I agree with you. MySQL lost a ton of momentum because of Oracle but given what Oracle is doing with the original MySQL, I suspect keeping up with it does not require as much effort as it did getting to where it is now. If MySQL forks get the developer attention they need, and set themselves up in a way they can share code between themselves and, maybe, with PostgreSQL, it will continue evolving.
Having one single corporate sponsor is always a very bad idea for open-source projects. I hope MySQL derivatives have learned this lesson.
And, I imagine, the dual-licensing thing has to go. That's no longer a viable way to sustain development.
Percona Server exists because Percona has a great deal of deep hands on knowledge about MySQL tuning and internals, and has a live-or-die commitment to making MySQL work well, and taking patches from it's user community.

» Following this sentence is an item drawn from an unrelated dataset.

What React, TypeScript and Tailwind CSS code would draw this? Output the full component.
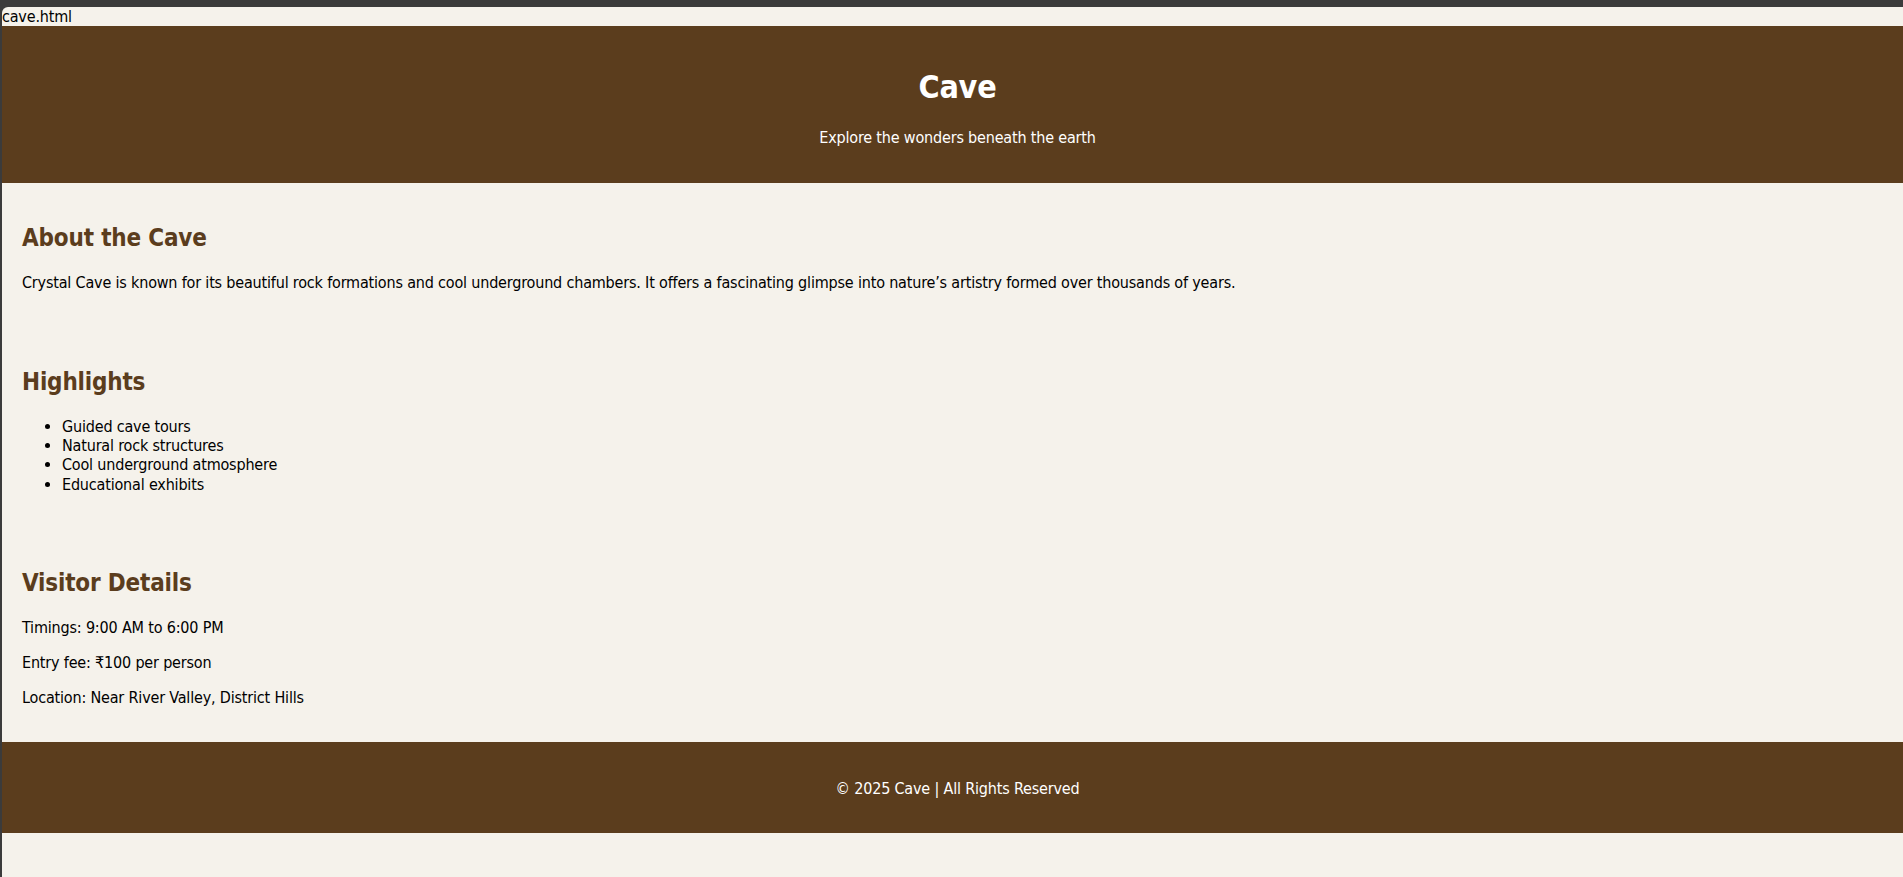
import React from "react";

const font = "font-['DejaVu_Sans_Condensed','DejaVu_Sans',sans-serif] tracking-[-0.18px]";

export default function App() {
  return (
    <div className="min-h-screen overflow-hidden bg-[#3b3b3b] pt-[7px] pl-[2px]">
      <div className={`${font} min-h-[870px] w-[1911px] rounded-tl-[6px] bg-[#f5f2eb] text-[16px] leading-[19.3px] text-black`}>
        <div className="h-[19px] leading-[19px]">cave.html</div>

        <header className="bg-[#5b3d1d] pt-[21px] pb-[19px] text-center text-white">
          <h1 className="my-[21.44px] text-[32px] font-bold leading-[38.6px]">Cave</h1>
          <p className="my-4">Explore the wonders beneath the earth</p>
        </header>

        <main>
          <section className="pt-[21px] pb-[19px] px-[20px]">
            <h2 className="my-[19.92px] text-[24px] font-bold leading-[29px] text-[#5b3d1d]">About the Cave</h2>
            <p className="my-4">
              Crystal Cave is known for its beautiful rock formations and cool underground chambers. It offers a fascinating glimpse into nature’s artistry formed over thousands of years.
            </p>
          </section>

          <section className="pt-[21px] pb-[19px] px-[20px]">
            <h2 className="my-[19.92px] text-[24px] font-bold leading-[29px] text-[#5b3d1d]">Highlights</h2>
            <ul className="my-4 list-disc pl-[40px]">
              <li>Guided cave tours</li>
              <li>Natural rock structures</li>
              <li>Cool underground atmosphere</li>
              <li>Educational exhibits</li>
            </ul>
          </section>

          <section className="pt-[20px] pb-[18px] px-[20px]">
            <h2 className="my-[19.92px] text-[24px] font-bold leading-[29px] text-[#5b3d1d]">Visitor Details</h2>
            <p className="my-4">Timings: 9:00 AM to 6:00 PM</p>
            <p className="my-4">Entry fee: ₹100 per person</p>
            <p className="my-4">Location: Near River Valley, District Hills</p>
          </section>
        </main>

        <footer className="bg-[#5b3d1d] pt-[21px] pb-[19px] text-center text-white">
          <p className="my-4">© 2025 Cave | All Rights Reserved</p>
        </footer>
      </div>
    </div>
  );
}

Maria and Percona server advance more or less together, and routinely swap patches back and forth.
DrizzleDB exists because some of the MySQL developers decided that Doing It Right was more important than maintaining old targets and maintaining backwards compatibility.
There is plenty of room in the MySQL user and developer ecology for both approaches. If you need MySQL, and you don't trust Oracle, or don't want to pay them, just swap in MariaDB or Percona Server, they are drop-in replacements. In fact, you should drop them in away, they have more bugs fixed and are more performant than stock Oracle MySQL.